First submit directly through the airline's official route. Keep the written response, the case number, and all attachments. If the airline rejects the claim vaguely or does not progress it properly, your next move is escalation or partner help depending on the size and clarity of the case.
Escalation Logic
The moment a case turns into repeated delays, generic answers, or unclear refusals, it often stops being about eligibility alone and starts becoming a time-versus-effort decision.
Frequently Asked Questions
Can I claim compensation from Wizz Air for a 3-hour delay?
Yes, potentially. If your Wizz Air flight arrived 3 or more hours late and the case falls under EC 261/2004, compensation may be due unless the airline can prove extraordinary circumstances. The key factor is the arrival delay at your final destination, not just the departure delay shown at the airport.
Does Wizz Air have its own complaint form?
Yes. Wizz Air routes complaints and compensation-related issues through its own complaints and claims flow. For a straightforward case, that is usually the best first step before considering escalation or using a claims partner.
Should I claim directly with Wizz Air first?

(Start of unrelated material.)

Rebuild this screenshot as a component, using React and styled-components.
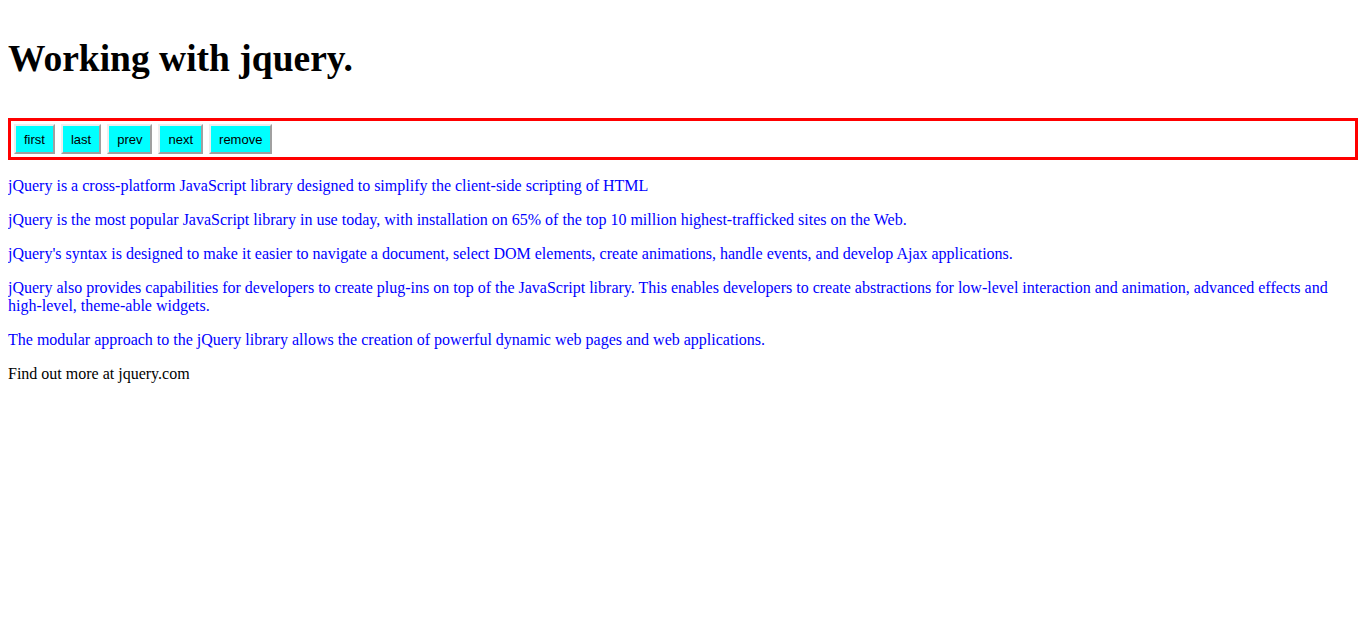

Usually yes for a simple and recent case with strong documents. If the case is older, disputed, or already rejected, a claims partner may save time and reduce the amount of back-and-forth you need to handle yourself.
What if Wizz Air says the disruption was due to extraordinary circumstances?
Ask for the exact reason in writing. A broad label on its own is not always enough to evaluate whether the refusal is well grounded. Keep all emails, screenshots, and timing evidence because those details matter if you later challenge the response.
Can I also recover meal, hotel, or transport costs?
In many situations, yes. Compensation and reimbursement are separate rights, so even if compensation is disputed, care-related costs may still be recoverable if the airline failed to assist properly. Keep all receipts and include them clearly in your claim.